Set the listing down again exactly, please, apart from its pictures.

* **Data section**
* * *

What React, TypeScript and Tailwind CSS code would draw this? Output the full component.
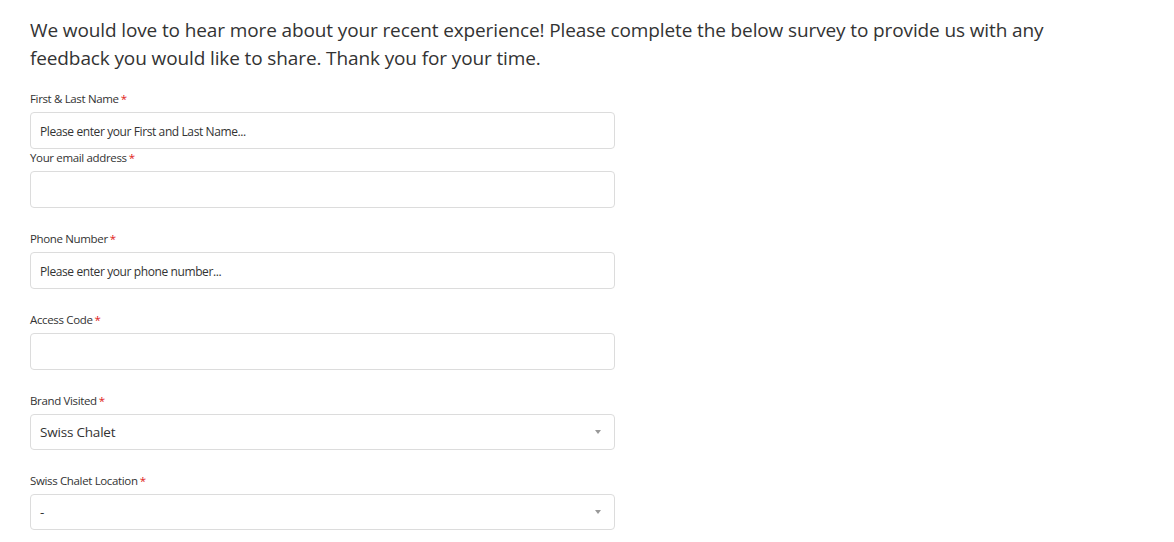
import React from "react";

const font = { fontFamily: '"Open Sans", "Noto Sans", sans-serif' };

function Label({ text }: { text: string }) {
  return (
    <div className="text-[11.5px] leading-[16px] text-[#333] mb-[5px] tracking-[-0.35px]">
      {text}
      <span className="text-[#e02020] ml-[2px]">*</span>
    </div>
  );
}

function Input({ placeholder }: { placeholder?: string }) {
  return (
    <div className="h-[37px] w-[585px] border border-[#dcdcdc] rounded-[4px] bg-white flex items-center px-[9px] text-[12px] text-[#333] tracking-[-0.4px] pt-[3px]">
      {placeholder}
    </div>
  );
}

function Select({ value }: { value: string }) {
  return (
    <div className="h-[36px] w-[585px] border border-[#dcdcdc] rounded-[4px] bg-white flex items-center justify-between pl-[9px] pr-[13px] text-[13.5px] text-[#333] tracking-[-0.2px]">
      <span className="pt-[1px]">{value}</span>
      <svg width="6" height="5" viewBox="0 0 6 5">
        <path d="M0 0 L6 0 L3 4 Z" fill="#999" />
      </svg>
    </div>
  );
}

export default function App() {
  return (
    <div className="bg-white w-[1174px] h-[542px] overflow-hidden pl-[30px] pt-[16px]" style={font}>
      <p className="text-[19px] leading-[28px] text-[#333] tracking-[-0.12px] mb-[19px]">
        We would love to hear more about your recent experience! Please complete the below survey to provide us with any
        <br />
        feedback you would like to share. Thank you for your time.
      </p>
      <div className="flex flex-col">
        <Label text="First & Last Name" />
        <Input placeholder="Please enter your First and Last Name..." />
        <div className="h-[1px]" />
        <Label text="Your email address" />
        <Input />
        <div className="h-[23px]" />
        <Label text="Phone Number" />
        <Input placeholder="Please enter your phone number..." />
        <div className="h-[23px]" />
        <Label text="Access Code" />
        <Input />
        <div className="h-[23px]" />
        <Label text="Brand Visited" />
        <Select value="Swiss Chalet" />
        <div className="h-[23px]" />
        <Label text="Swiss Chalet Location" />
        <Select value="-" />
      </div>
    </div>
  );
}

* * *

* **Full response**
What React, TypeScript and Tailwind CSS code would draw this? Output the full component.
import React from "react";

const font = { fontFamily: '"Open Sans", "Noto Sans", sans-serif' };

function Label({ text }: { text: string }) {
  return (
    <div className="text-[11.5px] leading-[16px] text-[#333] mb-[5px] tracking-[-0.35px]">
      {text}
      <span className="text-[#e02020] ml-[2px]">*</span>
    </div>
  );
}

function Input({ placeholder }: { placeholder?: string }) {
  return (
    <div className="h-[37px] w-[585px] border border-[#dcdcdc] rounded-[4px] bg-white flex items-center px-[9px] text-[12px] text-[#333] tracking-[-0.4px] pt-[3px]">
      {placeholder}
    </div>
  );
}

function Select({ value }: { value: string }) {
  return (
    <div className="h-[36px] w-[585px] border border-[#dcdcdc] rounded-[4px] bg-white flex items-center justify-between pl-[9px] pr-[13px] text-[13.5px] text-[#333] tracking-[-0.2px]">
      <span className="pt-[1px]">{value}</span>
      <svg width="6" height="5" viewBox="0 0 6 5">
        <path d="M0 0 L6 0 L3 4 Z" fill="#999" />
      </svg>
    </div>
  );
}

export default function App() {
  return (
    <div className="bg-white w-[1174px] h-[542px] overflow-hidden pl-[30px] pt-[16px]" style={font}>
      <p className="text-[19px] leading-[28px] text-[#333] tracking-[-0.12px] mb-[19px]">
        We would love to hear more about your recent experience! Please complete the below survey to provide us with any
        <br />
        feedback you would like to share. Thank you for your time.
      </p>
      <div className="flex flex-col">
        <Label text="First & Last Name" />
        <Input placeholder="Please enter your First and Last Name..." />
        <div className="h-[1px]" />
        <Label text="Your email address" />
        <Input />
        <div className="h-[23px]" />
        <Label text="Phone Number" />
        <Input placeholder="Please enter your phone number..." />
        <div className="h-[23px]" />
        <Label text="Access Code" />
        <Input />
        <div className="h-[23px]" />
        <Label text="Brand Visited" />
        <Select value="Swiss Chalet" />
        <div className="h-[23px]" />
        <Label text="Swiss Chalet Location" />
        <Select value="-" />
      </div>
    </div>
  );
}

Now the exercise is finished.